▶ _YOUR INSTRUCTIONS_:
Leave out the pictures and repeat the rest of the material exactly.

▶ _STORED DATA_:
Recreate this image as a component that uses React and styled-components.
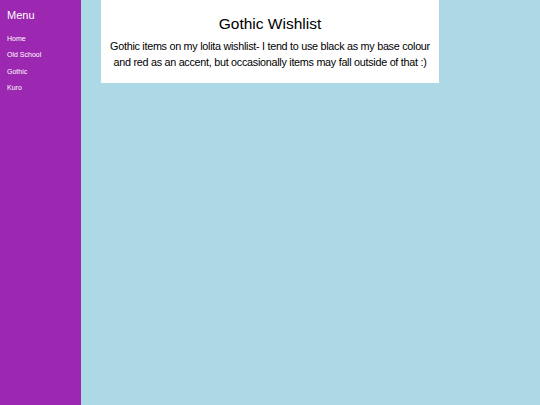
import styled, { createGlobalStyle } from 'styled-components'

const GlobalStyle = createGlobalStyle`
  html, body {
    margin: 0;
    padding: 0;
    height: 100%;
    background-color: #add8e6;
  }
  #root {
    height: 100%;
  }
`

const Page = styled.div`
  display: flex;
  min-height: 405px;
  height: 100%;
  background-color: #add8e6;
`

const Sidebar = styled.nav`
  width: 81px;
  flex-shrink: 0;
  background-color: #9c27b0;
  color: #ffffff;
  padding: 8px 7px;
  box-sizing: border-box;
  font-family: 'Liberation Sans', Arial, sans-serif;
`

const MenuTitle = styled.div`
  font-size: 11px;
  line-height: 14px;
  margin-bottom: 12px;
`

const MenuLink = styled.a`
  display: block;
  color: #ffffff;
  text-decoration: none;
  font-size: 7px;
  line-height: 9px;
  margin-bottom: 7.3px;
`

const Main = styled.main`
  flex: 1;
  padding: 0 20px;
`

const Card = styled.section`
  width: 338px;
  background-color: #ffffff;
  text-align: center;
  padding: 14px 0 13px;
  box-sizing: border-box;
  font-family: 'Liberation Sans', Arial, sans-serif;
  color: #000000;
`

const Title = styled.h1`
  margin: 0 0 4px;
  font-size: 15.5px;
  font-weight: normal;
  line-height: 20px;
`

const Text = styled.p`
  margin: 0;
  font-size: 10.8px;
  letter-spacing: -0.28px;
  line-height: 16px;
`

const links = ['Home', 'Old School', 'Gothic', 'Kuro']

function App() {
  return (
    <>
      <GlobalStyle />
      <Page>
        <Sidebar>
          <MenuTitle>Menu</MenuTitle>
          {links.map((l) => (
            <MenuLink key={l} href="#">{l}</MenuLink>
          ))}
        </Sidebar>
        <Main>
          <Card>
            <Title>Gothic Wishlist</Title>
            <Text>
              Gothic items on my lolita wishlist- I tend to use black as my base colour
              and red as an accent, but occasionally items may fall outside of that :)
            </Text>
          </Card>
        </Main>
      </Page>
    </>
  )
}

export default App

▶ _SOLUTION FOR THIS PROBLEM_:
Recreate this image as a component that uses React and styled-components.
import styled, { createGlobalStyle } from 'styled-components'

const GlobalStyle = createGlobalStyle`
  html, body {
    margin: 0;
    padding: 0;
    height: 100%;
    background-color: #add8e6;
  }
  #root {
    height: 100%;
  }
`

const Page = styled.div`
  display: flex;
  min-height: 405px;
  height: 100%;
  background-color: #add8e6;
`

const Sidebar = styled.nav`
  width: 81px;
  flex-shrink: 0;
  background-color: #9c27b0;
  color: #ffffff;
  padding: 8px 7px;
  box-sizing: border-box;
  font-family: 'Liberation Sans', Arial, sans-serif;
`

const MenuTitle = styled.div`
  font-size: 11px;
  line-height: 14px;
  margin-bottom: 12px;
`

const MenuLink = styled.a`
  display: block;
  color: #ffffff;
  text-decoration: none;
  font-size: 7px;
  line-height: 9px;
  margin-bottom: 7.3px;
`

const Main = styled.main`
  flex: 1;
  padding: 0 20px;
`

const Card = styled.section`
  width: 338px;
  background-color: #ffffff;
  text-align: center;
  padding: 14px 0 13px;
  box-sizing: border-box;
  font-family: 'Liberation Sans', Arial, sans-serif;
  color: #000000;
`

const Title = styled.h1`
  margin: 0 0 4px;
  font-size: 15.5px;
  font-weight: normal;
  line-height: 20px;
`

const Text = styled.p`
  margin: 0;
  font-size: 10.8px;
  letter-spacing: -0.28px;
  line-height: 16px;
`

const links = ['Home', 'Old School', 'Gothic', 'Kuro']

function App() {
  return (
    <>
      <GlobalStyle />
      <Page>
        <Sidebar>
          <MenuTitle>Menu</MenuTitle>
          {links.map((l) => (
            <MenuLink key={l} href="#">{l}</MenuLink>
          ))}
        </Sidebar>
        <Main>
          <Card>
            <Title>Gothic Wishlist</Title>
            <Text>
              Gothic items on my lolita wishlist- I tend to use black as my base colour
              and red as an accent, but occasionally items may fall outside of that :)
            </Text>
          </Card>
        </Main>
      </Page>
    </>
  )
}

export default App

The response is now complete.